It’s almost a sure thing. You show a first draft of a website design to a client and the first thing they say is “Make the logo bigger.” I completely understand why a client would respond this way. After all, it’s their brand, their colors. They’re proud of it. They don’t want some silly designer minimizing how they visualize their brand.
But it’s important, as designers, that we communicate to the client a simple fact: Their logo is not their product; their website is their product.
Whatever your client’s product is, that is what should be front-and-center, receiving the most focus. If it’s a blog, then the content should be the point of focus, not the logo. That’s why good companies are willing to hide their logo for the sake of keeping the content first.
Take another example, the world-famous Polo shirts by Ralph Lauren. The classic polo shirts are the most well known and are what makes the product effective and memorable. The one with the big logo is just plain ugly and, in my opinion, devalues the product, changing the overall perception of it.

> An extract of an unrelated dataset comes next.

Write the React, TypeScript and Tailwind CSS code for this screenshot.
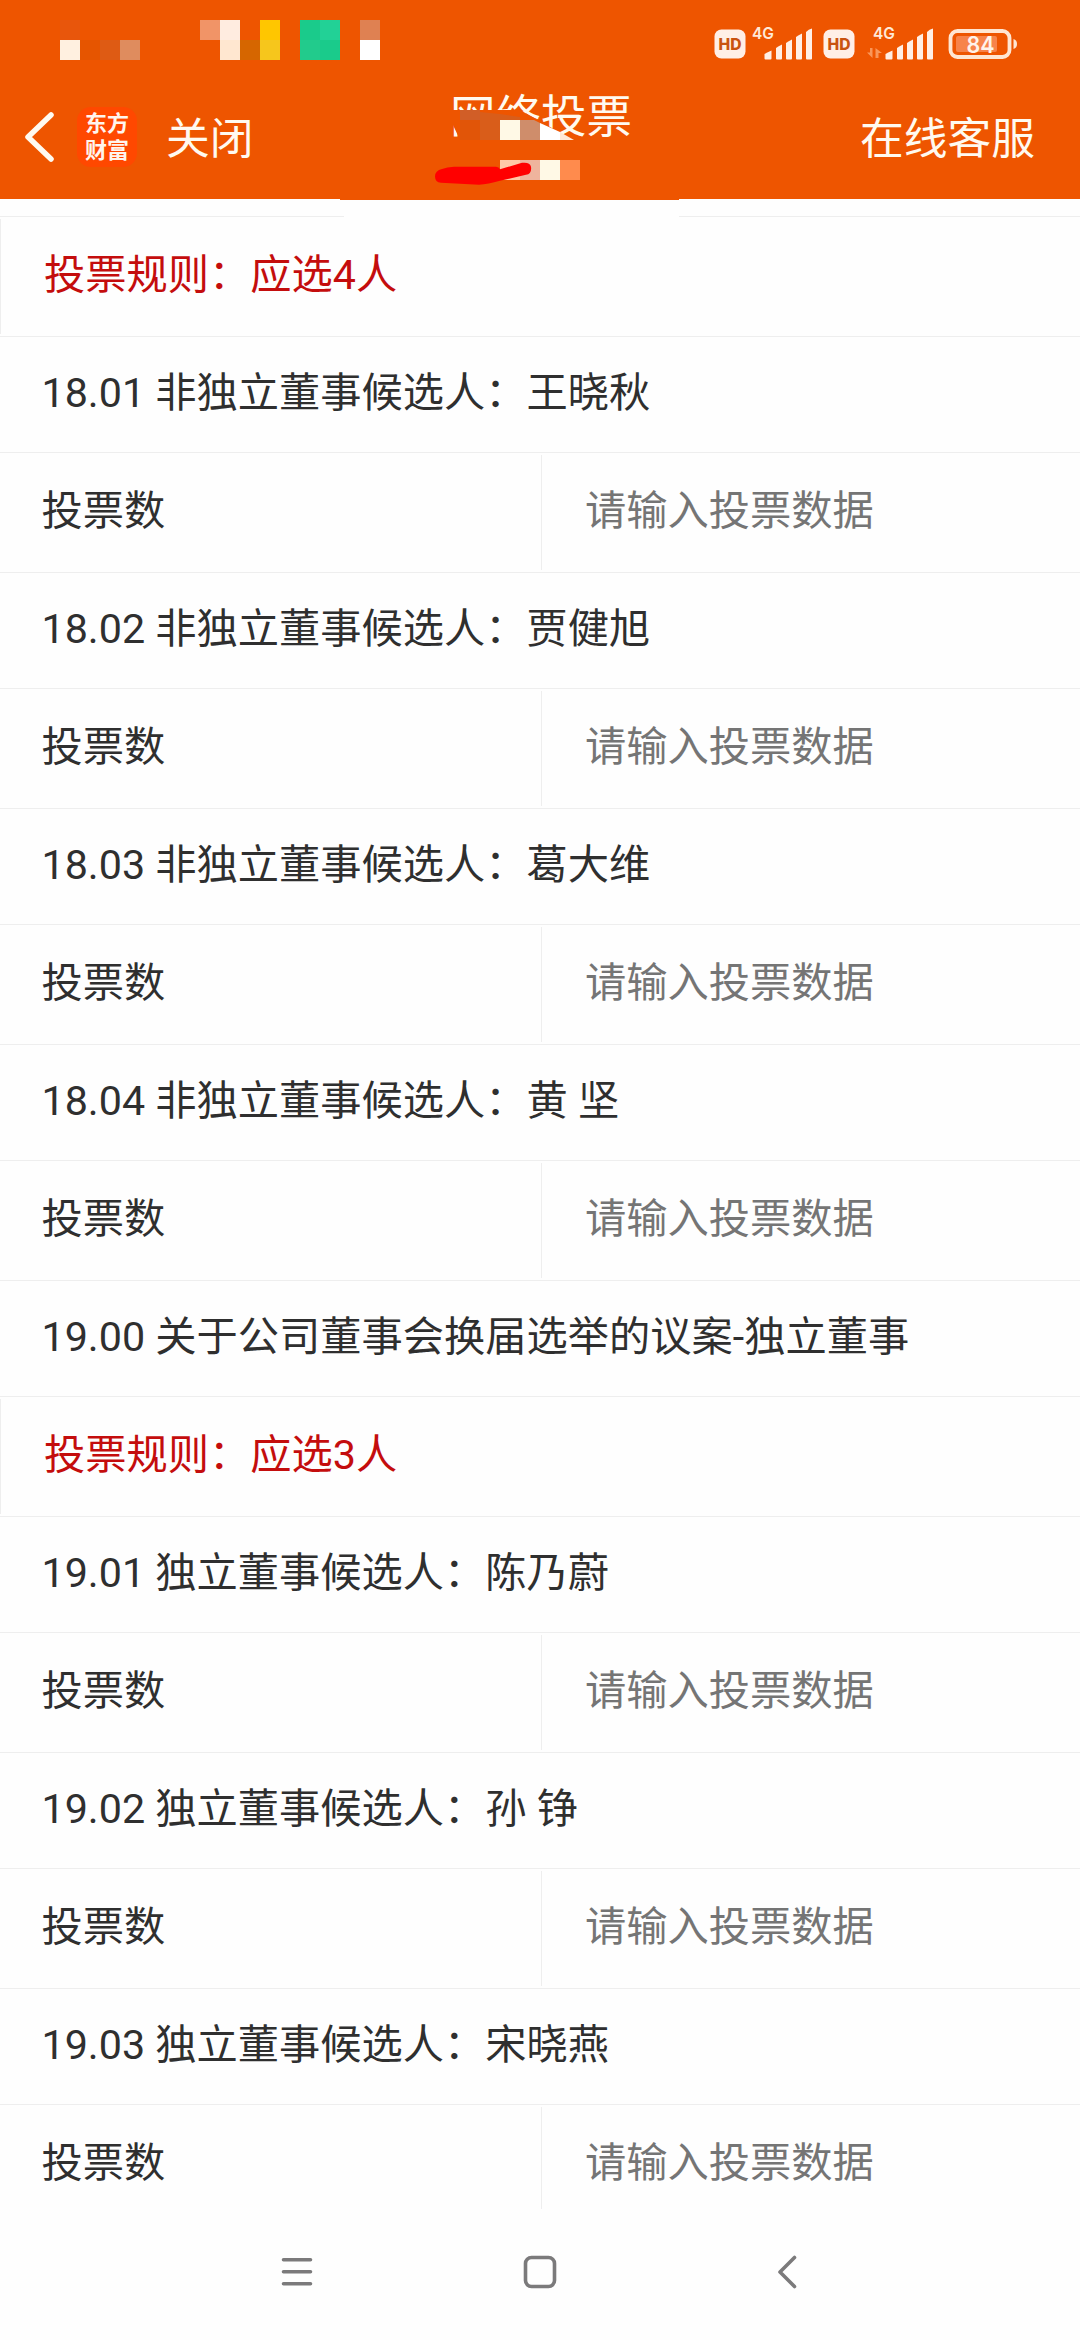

The website as a whole is the product. If the website is featuring something in particular (a service, an app, or a specific product), then that is what should be the point of focus that draws the user’s eye, not the logo. If the user wants to know whose website this is, or who made this product, they can glance at the top and see the logo. It doesn’t have to be huge, it just needs to be elegant and fit within the context of the website’s design and overall purpose.